L’initiative de paix arabe est peut-être l’exemple le plus frappant. Survenue une vingtaine d’années après la mort de Sadate, elle a offert à Israël tout ce qu’il souhaitait en termes de reconnaissance et de normalisation en échange de son retrait des territoires occupés et de la création d’un Etat palestinien.
Et voilà que la reconnaissance d’Israël a gagné la plupart des pays arabes, officiellement ou implicitement, et que la normalisation s’est établie à l’échelle politique, économique et même sportive, sans qu’Israël se retire d’un pouce des territoires occupés, et sans que l’Etat palestinien voie le jour. Au contraire, nous avons vu Israël se faire offrir Jérusalem, la capitale palestinienne, sur un plateau d’argent.
Le journaliste américain Thomas Friedman racontait, lors d’une rencontre à laquelle j’ai assisté, comment il a réussi à convaincre le feu roi d’Arabie saoudite, Abdallah bin Abdel-Aziz, que cette initiative allait changer la donne au Moyen-Orient. Friedman a utilisé l’expression anglaise « game changer ». Selon lui, l’initiative était susceptible de soumettre Israël à des pressions internationales accrues et de le mettre face à ses responsabilités.
Comme prévu, les Arabes, connus à travers l’histoire pour leur générosité extrême, ont bien accueilli l’initiative de Friedman qui a été adoptée lors du sommet arabe de Beyrouth en 2002. Depuis, les Arabes, selon toute apparence, ont commencé la mise en oeuvre de cette initiative, sans le moindre signe favorable de la part d’Israël.
Pas plus loin que cette semaine, nous avons vu le premier ministre israélien, détesté sur le plan international plus que ses prédécesseurs, accueilli en visite officielle à Oman avec son épouse Sara, accusée de gains illicites et d’abus de pouvoir. Et nous avons vu la ministre israélienne de la Culture et du Sport pleurer d’émotion, en voyant les responsables émiratis relever pour l’hymne national israélien à l’occasion de sa visite officielle. Alors que nous cherchons sans les trouver le retrait israélien des territoires occupés et l’Etat palestinien revendiqués par cette initiative.

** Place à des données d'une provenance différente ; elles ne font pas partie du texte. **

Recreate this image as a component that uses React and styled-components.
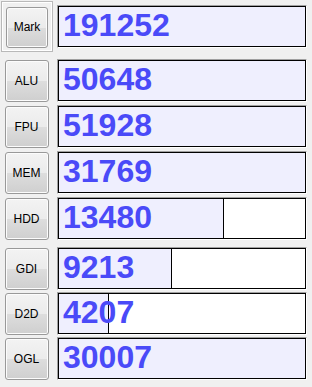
import React from 'react';
import styled, { createGlobalStyle } from 'styled-components';

const Global = createGlobalStyle`
    html, body {
        margin: 0;
        padding: 0;
        background: #f0f0f0;
        font-family: "Liberation Sans", Arial, sans-serif;
    }
`;

const Panel = styled.div`
    width: 312px;
    height: 387px;
    padding-top: 1px;
    box-sizing: border-box;
`;

const Row = styled.div`
    display: grid;
    grid-template-columns: 53px 250px;
    column-gap: 4px;
    align-items: center;
    margin-top: ${props => props.gap || 0}px;
`;

const MarkFrame = styled.div`
    margin-left: 1px;
    width: 52px;
    height: 51px;
    box-sizing: border-box;
    border: 1px solid #b9b9b9;
    box-shadow: inset 1px 1px 0 #fff, inset -1px -1px 0 #fff;
    display: flex;
    align-items: center;
    justify-content: center;
    padding-top: 1px;
`;

const Button = styled.button`
    width: ${props => props.w || '44px'};
    height: ${props => props.h || '42px'};
    justify-self: center;
    margin: 0;
    padding: 0;
    border: 1px solid #999;
    border-radius: 3px;
    background: linear-gradient(#f3f3f3 0%, #ebebeb 50%, #dddddd 51%, #cfcfcf 100%);
    box-shadow: inset 0 0 0 1px #fcfcfc;
    font-family: "Liberation Sans", Arial, sans-serif;
    font-size: 12px;
    color: #000;
`;

const Meter = styled.div`
    height: 43px;
    box-sizing: border-box;
    border: 1px solid;
    border-color: #a0a0a0 #fff #fff #a0a0a0;
`;

const Track = styled.div`
    position: relative;
    height: 100%;
    box-sizing: border-box;
    border: 1px solid #000;
    background: #fff;
    display: flex;
`;

const Fill = styled.div`
    height: 100%;
    background: #efeffe;
    box-sizing: border-box;
    border-right: ${props => props.full ? 'none' : '1px solid #000'};
`;

const Value = styled.span`
    position: absolute;
    left: 4px;
    top: 0;
    bottom: 2px;
    display: flex;
    align-items: center;
    font-family: "Liberation Sans", Arial, sans-serif;
    font-weight: bold;
    font-size: 32px;
    color: #4a4af8;
`;

const rows = [
    { label: 'ALU', value: '50648', fill: 1, gap: 7 },
    { label: 'FPU', value: '51928', fill: 1, gap: 3 },
    { label: 'MEM', value: '31769', fill: 1, gap: 3 },
    { label: 'HDD', value: '13480', fill: 0.672, gap: 3 },
    { label: 'GDI', value: '9213', fill: 0.458, gap: 7 },
    { label: 'D2D', value: '4207', fill: 0.204, gap: 2 },
    { label: 'OGL', value: '30007', fill: 1, gap: 2 },
];

function Bar({ value, fill }) {
    const full = fill >= 1;
    return (
        <Meter>
            <Track>
                <Fill full={full} style={{ width: `${fill * 100}%` }} />
                <Value>{value}</Value>
            </Track>
        </Meter>
    );
}

export default function App() {
    return (
        <Panel>
            <Global />
            <Row>
                <MarkFrame>
                    <Button w="42px" h="41px">Mark</Button>
                </MarkFrame>
                <Bar value="191252" fill={1} />
            </Row>
            {rows.map(r => (
                <Row key={r.label} gap={r.gap}>
                    <Button>{r.label}</Button>
                    <Bar value={r.value} fill={r.fill} />
                </Row>
            ))}
        </Panel>
    );
}
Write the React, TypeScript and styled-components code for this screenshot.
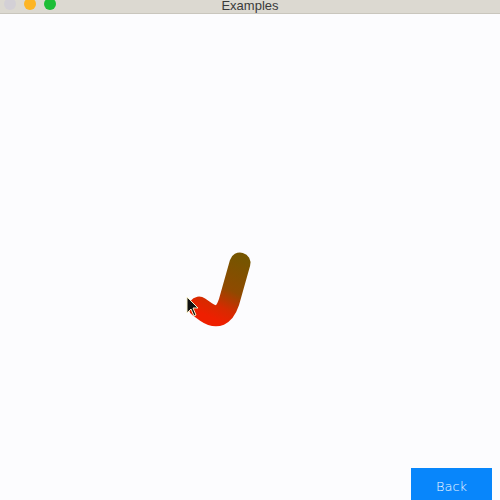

Les Palestiniens ont bien fait de se réveiller enfin pour reconsidérer leurs anciennes politiques qui consistaient à donner sans rien recevoir en échange. Ainsi, lors de sa dernière réunion à Ramallah, le Conseil central palestinien a décidé de mettre fin à toutes les obligations de l’Autorité palestinienne concernant les accords avec les autorités d’occupation, et de suspendre la reconnaissance de l’Etat d’Israël jusqu’à ce que celui-ci reconnaisse l’Etat palestinien sur les territoires occupés en 1967 avec Jérusalem-Est comme capitale.
Ainsi, les Palestiniens ont appliqué pour la première fois la politique de réciprocité et du donnant-donnant qui est à la base des relations internationales.
En ce qui concerne la reconnaissance de l’Etat palestinien, il convient de noter que les Palestiniens n’ont pas besoin qu’Israël reconnaisse leur Etat, car l’acte juridique international de création de l’Etat d’Israël est le même que celui de l’Etat palestinien. Il s’agit de la résolution onusienne de novembre 1947 que tous les pays du monde ont reconnue, y compris Israël.
Attendre une nouvelle reconnaissance israélienne d’un Etat palestinien est une absurdité de la politique arabe. Il aurait fallu s’adresser à la communauté internationale qui a reconnu cette résolution, plutôt qu’à Israël qui n’en reconnaît que la moitié.
La suspension de la reconnaissance d’Israël par l’Autorité palestinienne jusqu’à ce qu’Israël reconnaisse l’Etat palestinien est en réalité une tentative d’appliquer la résolution des Nations-Unies dans son intégrité, non de manière boiteuse comme le fait Israël. La nouvelle position palestinienne met la communauté internationale, qui a naguère voté la partition de la Palestine, face à ses responsabilités en ce qui concerne la mise en oeuvre de cette résolution, et ce, loin de toute initiative généreuse arabe.